In 1969, he was named a Charter Member of the Athletic Hall of Fame at his alma mater, Miami University of Ohio, entering with an elite group that included football greats Paul Brown, Weeb Ewbank, Ara Parseghian and John Pont, and baseball's Walter Alston. (As the first Miami graduate to be named Coach of the Year, Coach Blaik probably did as much as anyone to earn Miami its nickname, "Cradle of Coaches." Subsequent Coaches of the Year with Miami ties have been Woody Hayes, Dietzel, Parseghian, Pont and Bo Schembechler.)

In 1986, Coach Blaik was presented the Presidential Medal of Freedom by President Reagan.

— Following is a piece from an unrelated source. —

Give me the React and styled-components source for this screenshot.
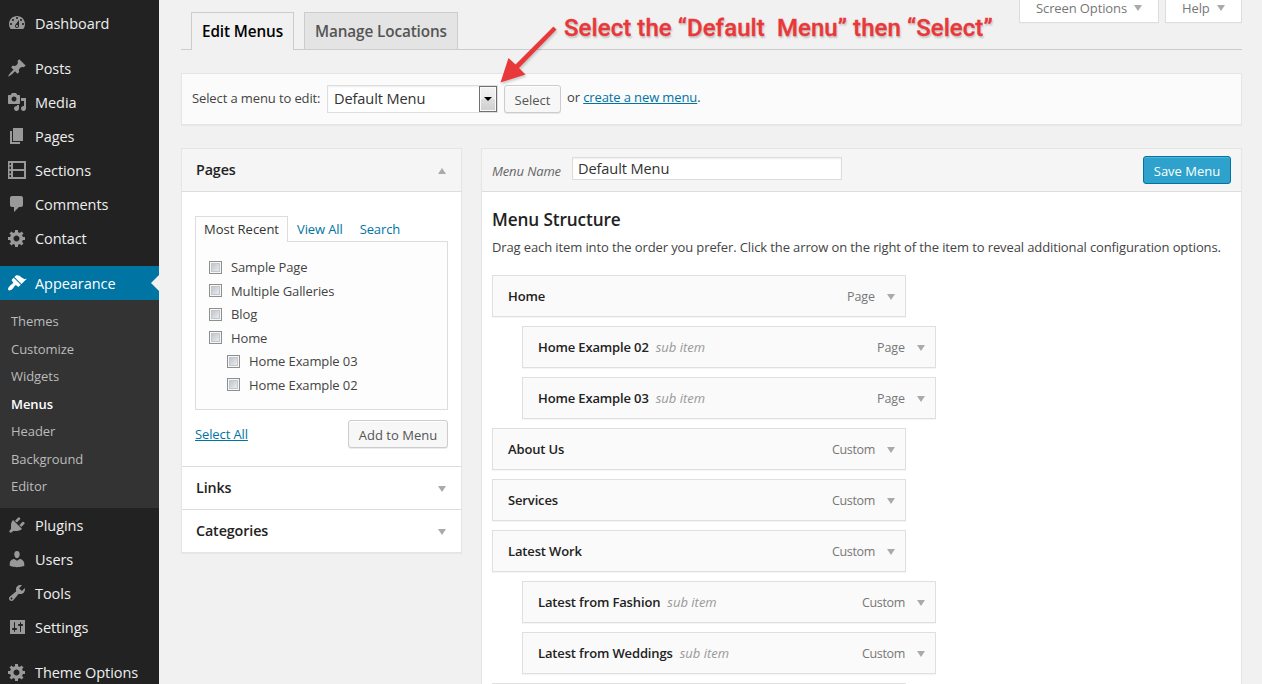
import React from "react";
import styled, { createGlobalStyle, css } from "styled-components";

const Global = createGlobalStyle`
  *, *::before, *::after { box-sizing: border-box; }
  html, body { margin: 0; padding: 0; }
  body {
    background: #f1f1f1;
    color: #444;
    font: 13px/18px "Open Sans", "Noto Sans", sans-serif;
    letter-spacing: -0.115px;
    overflow: hidden;
  }
  h2, h3, p, ul { margin: 0; padding: 0; font-weight: 400; }
  ul { list-style: none; }
`;

const Shell = styled.div`
  position: relative;
  display: flex;
  width: 1262px;
  height: 684px;
  overflow: hidden;
`;

const Sidebar = styled.nav`
  flex: none;
  width: 159px;
  height: 700px;
  padding-top: 6px;
  background: #222;
  letter-spacing: -0.05px;
`;

const MenuGroup = styled.div`
  margin-bottom: 11px;
`;

const MenuLink = styled.div`
  position: relative;
  display: flex;
  align-items: center;
  height: 34px;
  padding-left: 7px;
  gap: 8px;
  font-size: 14.5px;
  line-height: 34px;
  color: ${(p) => (p.$current ? "#fff" : "#eee")};
  background: ${(p) => (p.$current ? "#0074a2" : "transparent")};
  svg { flex: none; fill: ${(p) => (p.$current ? "#fff" : "#999")}; }
`;

const MenuText = styled.span`
  padding-top: 1px;
  line-height: 33px;
`;

const CurrentNotch = styled.span`
  position: absolute;
  right: 0;
  top: 9px;
  border: 8px solid transparent;
  border-left: 0;
  border-right-color: #f1f1f1;
`;

const SubMenu = styled.ul`
  height: 208px;
  padding: 7px 0 0 11px;
  background: #333;
`;

const SubItem = styled.li`
  height: 27.5px;
  line-height: 28px;
  font-size: 13px;
  color: ${(p) => (p.$current ? "#fff" : "#bbb")};
  font-weight: ${(p) => (p.$current ? 600 : 400)};
`;

const Content = styled.main`
  flex: 1;
  min-width: 0;
  display: flex;
  flex-direction: column;
  padding: 0 20px 0 22px;
  > * { flex-shrink: 0; }
`;

const TopBar = styled.header`
  display: flex;
  align-items: flex-end;
  height: 50px;
  padding-left: 10px;
  border-bottom: 1px solid #ccc;
`;

const NavTab = styled.a`
  height: ${(p) => (p.$active ? "38px" : "37px")};
  margin: 0 10px ${(p) => (p.$active ? "-1px" : "0")} 0;
  width: ${(p) => p.$width}px;
  padding: 0 10px;
  border: 1px solid #ccc;
  border-bottom: 0;
  background: ${(p) => (p.$active ? "#f1f1f1" : "#e4e4e4")};
  color: ${(p) => (p.$active ? "#000" : "#555")};
  font-size: 15.3px;
  font-weight: 600;
  line-height: 37px;
  white-space: nowrap;
`;

const ScreenLinks = styled.div`
  align-self: flex-start;
  display: flex;
  gap: 6px;
  margin-left: auto;
`;

const ScreenLink = styled.a`
  display: flex;
  align-items: center;
  justify-content: space-between;
  width: ${(p) => p.$width}px;
  height: 23px;
  padding: 0 16px 6px;
  border: 1px solid #ddd;
  border-top: 0;
  background: #fff;
  box-shadow: 0 1px 1px -1px rgba(0, 0, 0, 0.1);
  color: #777;
  white-space: nowrap;
`;

const Caret = styled.span`
  flex: none;
  width: 0;
  height: 0;
  border: 4px solid transparent;
  ${(p) =>
    p.$up
      ? css`border-top: 0; border-bottom: 6px solid #aaa;`
      : css`border-bottom: 0; border-top: 6px solid #aaa;`}
`;

const ManageBar = styled.section`
  display: flex;
  align-items: center;
  height: 52px;
  margin-top: 23px;
  padding: 0 10px;
  border: 1px solid #e5e5e5;
  background: #fbfbfb;
  box-shadow: 0 1px 1px rgba(0, 0, 0, 0.04);
  white-space: nowrap;
`;

const ManageLabel = styled.span`
  width: 129px;
  padding-bottom: 2px;
`;

const SelectBox = styled.div`
  display: flex;
  align-items: stretch;
  width: 171px;
  height: 28px;
  margin: 0 6px 0 6px;
  border: 1px solid #ddd;
  background: #fff;
  box-shadow: inset 0 1px 2px rgba(0, 0, 0, 0.07);
  color: #333;
  font-size: 14.6px;
  line-height: 25px;
`;

const SelectValue = styled.span`
  flex: 1;
  padding-left: 6px;
`;

const SelectArrow = styled.span`
  display: flex;
  align-items: center;
  justify-content: center;
  width: 18px;
  border: 1px solid #707070;
  background: linear-gradient(#f2f2f2 0%, #ebebeb 50%, #dddddd 50%, #cfcfcf 100%);
  box-shadow: inset 0 0 0 1px #fafafa;
  &::after {
    content: "";
    border: 4px solid transparent;
    border-top-color: #000;
    border-bottom: 0;
  }
`;

const Button = styled.button`
  height: 28px;
  width: ${(p) => p.$width}px;
  padding: 1px 0 0;
  border: 1px solid ${(p) => (p.$primary ? "#0074a2" : "#ccc")};
  border-radius: 3px;
  background: ${(p) => (p.$primary ? "#2ea2cc" : "#f7f7f7")};
  box-shadow: ${(p) =>
    p.$primary
      ? "inset 0 1px 0 rgba(120, 200, 230, 0.5)"
      : "inset 0 1px 0 #fff, 0 1px 0 rgba(0, 0, 0, 0.08)"};
  color: ${(p) => (p.$primary ? "#fff" : "#555")};
  font: 13px/26px "Open Sans", "Noto Sans", sans-serif;
  white-space: nowrap;
`;

const TextLink = styled.a`
  color: #0074a2;
  text-decoration: underline;
`;

const OrText = styled.span`
  margin: -5px 0 0 6px;
`;

const Columns = styled.div`
  display: flex;
  align-items: flex-start;
  gap: 19px;
  margin-top: 23px;
`;

const Accordion = styled.aside`
  flex: none;
  width: 281px;
  border: 1px solid #e5e5e5;
  background: #fff;
  box-shadow: 0 1px 1px rgba(0, 0, 0, 0.04);
`;

const AccordionHead = styled.h3`
  display: flex;
  align-items: center;
  justify-content: space-between;
  height: ${(p) => (p.$first ? "42px" : "43px")};
  padding: 0 15px ${(p) => (p.$first ? "0" : "1px")} 14px;
  border-top: ${(p) => (p.$first ? "0" : "1px solid #ddd")};
  background: ${(p) => (p.$first ? "#f5f5f5" : "#fff")};
  color: #222;
  font-size: 14.3px;
  font-weight: 600;
  ${Caret} { margin-top: 2px; }
`;

const AccordionBody = styled.div`
  height: 275px;
  padding: 24px 13px 0;
  border-top: 1px solid #ddd;
`;

const TabRow = styled.div`
  display: flex;
  height: 26px;
  line-height: 26px;
  color: #0074a2;
  white-space: nowrap;
`;

const SmallTab = styled.a`
  position: relative;
  padding: 0 8px 0 9px;
  ${(p) =>
    p.$active &&
    css`
      width: 93px;
      padding: 0 8px;
      border: 1px solid #ddd;
      border-bottom: 0;
      background: #fdfdfd;
      color: #333;
      line-height: 25px;
      letter-spacing: -0.02px;
    `}
`;

const CheckPanel = styled.ul`
  height: 169px;
  margin-top: -1px;
  padding: 13.3px 13px 0;
  border: 1px solid #ddd;
  background: #fdfdfd;
`;

const CheckRow = styled.li`
  display: flex;
  align-items: center;
  gap: 9px;
  height: 23.5px;
  margin-left: ${(p) => (p.$child ? "18px" : "0")};
`;

const CheckBox = styled.span`
  width: 13px;
  height: 13px;
  border: 1px solid #8e8f8f;
  background: linear-gradient(135deg, #b5bcc4, #f4f5f6) padding-box;
  box-shadow: inset 0 0 0 1px #f6f6f6, inset 0 0 0 2px #c4c8cc;
`;

const PanelActions = styled.div`
  display: flex;
  align-items: center;
  justify-content: space-between;
  margin-top: 10px;
`;

const Editor = styled.section`
  flex: 1;
  min-width: 0;
  height: 560px;
  border: 1px solid #e5e5e5;
  background: #fff;
  box-shadow: 0 1px 1px rgba(0, 0, 0, 0.04);
`;

const EditorHead = styled.div`
  display: flex;
  align-items: center;
  height: 43px;
  padding: 0 10px;
  border-bottom: 1px solid #ddd;
  background: #f5f5f5;
`;

const NameLabel = styled.label`
  width: 80px;
  padding-top: 2px;
  color: #666;
  font-style: italic;
`;

const NameField = styled.div`
  width: 270px;
  height: 23px;
  margin: -4px auto 0 0;
  padding-left: 5px;
  border: 1px solid #ddd;
  background: #fff;
  box-shadow: inset 0 1px 2px rgba(0, 0, 0, 0.07);
  color: #333;
  font-size: 14.6px;
  line-height: 21px;
`;

const EditorBody = styled.div`
  padding: 17px 10px 0;
`;

const Heading = styled.h2`
  color: #222;
  font-size: 17.2px;
  font-weight: 600;
  line-height: 22px;
`;

const Hint = styled.p`
  margin: 7px 0 19px;
  white-space: nowrap;
`;

const ItemList = styled.ul`
  display: flex;
  flex-direction: column;
  gap: 9px;
`;

const Item = styled.li`
  display: flex;
  align-items: center;
  width: 414px;
  height: 42px;
  margin-left: ${(p) => (p.$sub ? "30px" : "0")};
  padding: 0 10px 0 15px;
  border: 1px solid #dfdfdf;
  background: #fafafa;
  box-shadow: 0 1px 1px rgba(0, 0, 0, 0.04);
  ${Caret} { margin-top: 2px; }
`;

const ItemTitle = styled.span`
  color: #222;
  font-weight: 600;
  letter-spacing: -0.14px;
`;

const SubLabel = styled.span`
  margin-left: 7px;
  color: #999;
  font-style: italic;
  letter-spacing: 0;
`;

const ItemType = styled.span`
  margin: 1px 12px 0 auto;
  color: #777;
  font-size: 12.5px;
  letter-spacing: ${(p) => (p.$tight ? "-0.33px" : "-0.05px")};
`;

const Callout = styled.div`
  position: absolute;
  left: 564px;
  top: 12px;
  color: #e8383a;
  font: 500 24px/32px Roboto, sans-serif;
  letter-spacing: 0.07px;
  white-space: pre;
  -webkit-text-stroke: 0.35px #e8383a;
  text-shadow: 1px 2px 2px rgba(0, 0, 0, 0.2);
`;

const CalloutArrow = styled.svg`
  position: absolute;
  left: 494px;
  top: 20px;
  fill: #e8383a;
  filter: drop-shadow(1px 2px 1px rgba(0, 0, 0, 0.18));
`;

const iconPaths = {
  dashboard:
    "M3.76 16h12.48c1.1-1.37 1.76-3.11 1.76-5 0-4.42-3.58-8-8-8s-8 3.58-8 8c0 1.89.66 3.63 1.76 5zM10 4c.55 0 1 .45 1 1s-.45 1-1 1-1-.45-1-1 .45-1 1-1zM6 6c.55 0 1 .45 1 1s-.45 1-1 1-1-.45-1-1 .45-1 1-1zm8 0c.55 0 1 .45 1 1s-.45 1-1 1-1-.45-1-1 .45-1 1-1zm-5.37 5.55L12 7v6c0 1.1-.9 2-2 2s-2-.9-2-2c0-.57.24-1.08.63-1.45zM4 10c.55 0 1 .45 1 1s-.45 1-1 1-1-.45-1-1 .45-1 1-1zm12 0c.55 0 1 .45 1 1s-.45 1-1 1-1-.45-1-1 .45-1 1-1zm-5 3c0-.55-.45-1-1-1s-1 .45-1 1 .45 1 1 1 1-.45 1-1z",
  pin: "M10.44 3.02l1.82-1.82 6.36 6.35-1.83 1.82c-1.05-.68-2.48-.57-3.41.36l-.75.75c-.92.93-1.04 2.35-.35 3.41l-1.83 1.82-2.41-2.41-2.8 2.79c-.42.42-3.38 2.71-3.8 2.29s1.86-3.39 2.28-3.81l2.79-2.79L4.1 9.36l1.83-1.82c1.05.69 2.48.57 3.4-.36l.75-.75c.93-.92 1.05-2.35.36-3.41z",
  media:
    "M13 11V4c0-.55-.45-1-1-1h-1.67L9 1H5L3.67 3H2c-.55 0-1 .45-1 1v7c0 .55.45 1 1 1h10c.55 0 1-.45 1-1zM7 4.5c1.38 0 2.5 1.12 2.5 2.5S8.38 9.5 7 9.5 4.5 8.38 4.5 7 5.62 4.5 7 4.5zM14 6h5v10.5c0 1.38-1.12 2.5-2.5 2.5S14 17.88 14 16.5s1.12-2.5 2.5-2.5c.17 0 .34.02.5.05V9h-3V6zm-4 8.05V13h2v3.5c0 1.38-1.12 2.5-2.5 2.5S7 17.88 7 16.5 8.12 14 9.5 14c.17 0 .34.02.5.05z",
  page: "M6 15V2h10v13H6zm-1 1h8v2H3V5h2v11z",
  sections:
    "M1 1h18v18H1zM2.5 3v2h1.5V3zM2.5 6.5v2.5h1.5V6.5zM2.5 11v2.5h1.5V11zM2.5 15v2h1.5v-2zM6 3v6h11V3zM6 11v6h11v-6z",
  comment:
    "M5 2h9c1.1 0 2 .9 2 2v7c0 1.1-.9 2-2 2h-2l-5 5v-5H5c-1.1 0-2-.9-2-2V4c0-1.1.9-2 2-2z",
  gear: "M18 12h-2.18c-.17.7-.44 1.35-.81 1.93l1.54 1.54-2.1 2.1-1.54-1.54c-.58.36-1.23.63-1.91.79V19H8v-2.18c-.68-.16-1.33-.43-1.91-.79l-1.54 1.54-2.12-2.12 1.54-1.54c-.36-.58-.63-1.23-.79-1.91H1V9.03h2.17c.16-.7.44-1.35.8-1.94L2.43 5.55l2.1-2.1 1.54 1.54c.58-.37 1.24-.64 1.93-.81V2h3v2.18c.68.16 1.33.43 1.91.79l1.54-1.54 2.12 2.12-1.54 1.54c.36.59.64 1.24.8 1.94H18V12zm-8.5 1.5c1.66 0 3-1.34 3-3s-1.34-3-3-3-3 1.34-3 3 1.34 3 3 3z",
  brush:
    "M14.48 11.06L7.41 3.99l1.5-1.5c.5-.56 2.3-.47 3.51.32 1.21.8 1.43 1.28 2.91 2.1 1.18.64 2.45 1.26 4.45.85zm-.71.71L6.7 4.7 4.93 6.47c-.39.39-.39 1.02 0 1.41l1.06 1.06c.39.39.39 1.03 0 1.42-.6.6-1.43 1.11-2.21 1.69-.35.26-.7.53-1.01.84C1.43 14.23.4 16.08 1.4 17.07c.99 1 2.84-.03 4.18-1.36.31-.31.58-.66.85-1.02.57-.78 1.08-1.61 1.69-2.21.39-.39 1.02-.39 1.41 0l1.06 1.06c.39.39 1.02.39 1.41 0z",
  plug: "M13.11 4.36L9.87 7.6 8 5.73l3.24-3.24c.35-.34 1.05-.2 1.56.32.52.51.66 1.21.31 1.55zm-8 1.77l.91-1.12 9.01 9.01-1.19.84c-.71.71-2.63 1.16-3.82 1.16H6.14L4.9 17.26c-.59.59-1.54.59-2.12 0-.59-.58-.59-1.53 0-2.12l1.24-1.24v-3.88c0-1.13.4-3.19 1.09-3.89zm7.26 3.97l3.24-3.24c.34-.35 1.04-.21 1.55.31.52.51.66 1.21.31 1.55l-3.24 3.25z",
  user: "M10 9.25c-2.27 0-2.73-3.44-2.73-3.44C7 4.02 7.82 2 9.97 2c2.16 0 2.98 2.02 2.71 3.81 0 0-.41 3.44-2.68 3.44zm0 2.57L12.72 10c2.39 0 4.52 2.33 4.52 4.53v2.49s-3.65 1.13-7.24 1.13c-3.65 0-7.24-1.13-7.24-1.13v-2.49c0-2.25 1.94-4.48 4.47-4.48z",
  wrench:
    "M16.68 9.77c-1.34 1.34-3.3 1.67-4.95.99l-5.41 6.52c-.99.99-2.59.99-3.58 0s-.99-2.59 0-3.57l6.52-5.42c-.68-1.65-.35-3.61.99-4.95 1.28-1.28 3.12-1.62 4.72-1.06l-2.89 2.89 2.82 2.82 2.86-2.87c.53 1.58.18 3.39-1.08 4.65zM3.81 16.21c.4.39 1.04.39 1.43 0 .4-.4.4-1.04 0-1.43-.39-.4-1.03-.4-1.43 0-.39.39-.39 1.03 0 1.43z",
  sliders:
    "M18 17V3H3v14h15zM8 11h1c.55 0 1 .45 1 1s-.45 1-1 1H8v1.5c0 .28-.22.5-.5.5s-.5-.22-.5-.5V13H6c-.55 0-1-.45-1-1s.45-1 1-1h1V5.5c0-.28.22-.5.5-.5s.5.22.5.5V11zm5-2h-1c-.55 0-1-.45-1-1s.45-1 1-1h1V5.5c0-.28.22-.5.5-.5s.5.22.5.5V7h1c.55 0 1 .45 1 1s-.45 1-1 1h-1v5.5c0 .28-.22.5-.5.5s-.5-.22-.5-.5V9z",
};

const Icon = ({ name }) => (
  <svg width="20" height="20" viewBox="0 0 20 20" aria-hidden="true">
    <path fillRule="evenodd" d={iconPaths[name]} />
  </svg>
);

const menuTop = [
  ["pin", "Posts"],
  ["media", "Media"],
  ["page", "Pages"],
  ["sections", "Sections"],
  ["comment", "Comments"],
  ["gear", "Contact"],
];
const menuBottom = [
  ["plug", "Plugins"],
  ["user", "Users"],
  ["wrench", "Tools"],
  ["sliders", "Settings"],
];
const subItems = ["Themes", "Customize", "Widgets", "Menus", "Header", "Background", "Editor"];
const pages = [
  ["Sample Page"],
  ["Multiple Galleries"],
  ["Blog"],
  ["Home"],
  ["Home Example 03", true],
  ["Home Example 02", true],
];
const items = [
  ["Home", "Page"],
  ["Home Example 02", "Page", true],
  ["Home Example 03", "Page", true],
  ["About Us", "Custom"],
  ["Services", "Custom"],
  ["Latest Work", "Custom"],
  ["Latest from Fashion", "Custom", true],
  ["Latest from Weddings", "Custom", true],
  ["", ""],
];

const MenuEntry = ({ icon, label, current }) => (
  <MenuLink $current={current}>
    <Icon name={icon} />
    <MenuText>{label}</MenuText>
    {current && <CurrentNotch />}
  </MenuLink>
);

export default function App() {
  return (
    <>
      <Global />
      <Shell>
        <Sidebar>
          <MenuGroup>
            <MenuEntry icon="dashboard" label="Dashboard" />
          </MenuGroup>
          <MenuGroup>
            {menuTop.map(([icon, label]) => (
              <MenuEntry key={label} icon={icon} label={label} />
            ))}
          </MenuGroup>
          <MenuGroup>
            <MenuEntry icon="brush" label="Appearance" current />
            <SubMenu>
              {subItems.map((s) => (
                <SubItem key={s} $current={s === "Menus"}>{s}</SubItem>
              ))}
            </SubMenu>
            {menuBottom.map(([icon, label]) => (
              <MenuEntry key={label} icon={icon} label={label} />
            ))}
          </MenuGroup>
          <MenuEntry icon="gear" label="Theme Options" />
        </Sidebar>

        <Content>
          <TopBar>
            <NavTab $active $width={103}>Edit Menus</NavTab>
            <NavTab $width={154}>Manage Locations</NavTab>
            <ScreenLinks>
              <ScreenLink $width={140}>Screen Options <Caret /></ScreenLink>
              <ScreenLink $width={77}>Help <Caret /></ScreenLink>
            </ScreenLinks>
          </TopBar>

          <ManageBar>
            <ManageLabel>Select a menu to edit:</ManageLabel>
            <SelectBox>
              <SelectValue>Default Menu</SelectValue>
              <SelectArrow />
            </SelectBox>
            <Button $width={57}>Select</Button>
            <OrText>or <TextLink>create a new menu</TextLink>.</OrText>
          </ManageBar>

          <Columns>
            <Accordion>
              <AccordionHead $first>Pages <Caret $up /></AccordionHead>
              <AccordionBody>
                <TabRow>
                  <SmallTab $active>Most Recent</SmallTab>
                  <SmallTab>View All</SmallTab>
                  <SmallTab>Search</SmallTab>
                </TabRow>
                <CheckPanel>
                  {pages.map(([label, child]) => (
                    <CheckRow key={label} $child={child}>
                      <CheckBox />
                      {label}
                    </CheckRow>
                  ))}
                </CheckPanel>
                <PanelActions>
                  <TextLink>Select All</TextLink>
                  <Button $width={100}>Add to Menu</Button>
                </PanelActions>
              </AccordionBody>
              <AccordionHead>Links <Caret /></AccordionHead>
              <AccordionHead>Categories <Caret /></AccordionHead>
            </Accordion>

            <Editor>
              <EditorHead>
                <NameLabel>Menu Name</NameLabel>
                <NameField>Default Menu</NameField>
                <Button $width={88} $primary>Save Menu</Button>
              </EditorHead>
              <EditorBody>
                <Heading>Menu Structure</Heading>
                <Hint>
                  Drag each item into the order you prefer. Click the arrow on the right of the item to reveal
                  additional configuration options.
                </Hint>
                <ItemList>
                  {items.map(([title, type, sub], i) => (
                    <Item key={i} $sub={sub}>
                      <ItemTitle>{title}</ItemTitle>
                      {sub && <SubLabel>sub item</SubLabel>}
                      <ItemType $tight={type === "Custom"}>{type}</ItemType>
                      <Caret />
                    </Item>
                  ))}
                </ItemList>
              </EditorBody>
            </Editor>
          </Columns>
        </Content>

        <CalloutArrow width="70" height="70" viewBox="0 0 70 70" aria-hidden="true">
          <path d="M59.5 6.500L62.500 9.500L25 48L31.500 54.500L6.500 62.500L14.500 38L21.500 44.500Z" />
        </CalloutArrow>
        <Callout>{"Select the “Default  Menu” then “Select”"}</Callout>
      </Shell>
    </>
  );
}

Coach Blaik died on May 6, 1989 at the age of 92, and is buried at West Point, near the entrance to the Post Cemetery.

Accused by his critics (and what coach has ever been without them?) of being stern and rigid, Blaik never denied the charge or apologized for it. "There can be no such thing," he said unapologetically, "as a football coach who is 'an easy man to play for,' because those are contradictory terms. I certainly was no exception to the rule."

Blaik's statement on the subject is universally applicable: "Good fellows are a dime a dozen, but an aggressive leader is priceless."

One such leader, General George Joulwan, former Supreme Allied Commander of NATO forces in Bosnia, summed up for the Pottsville, Pennsylvania Republican what Blaik - and Blaik's leadership - meant to him and his career, recalling why, as a highly-recruited high-schooler out of Pottsville High School, he had chosen West Point over dozens of other schools. "I attended West Point because Coach Blaik said football was secondary to graduating and becoming an officer in the Army. I liked that! It was a vision beyond football. It was an interest in me as a person with a future!"

Coach Blaik lost his wife of 66 years, Merle, in 1984. She was, he said, "the perfect football wife."

"She always accepted the ceaseless demands of coaching on my time," he wrote, "and took as much interest in my players as if they were her own sons - as one of them was. She aged through the games even more rapidly than I did, and, if it is possible, she suffered even more anguish from, and was even more intolerant of, defeat. She paid the price."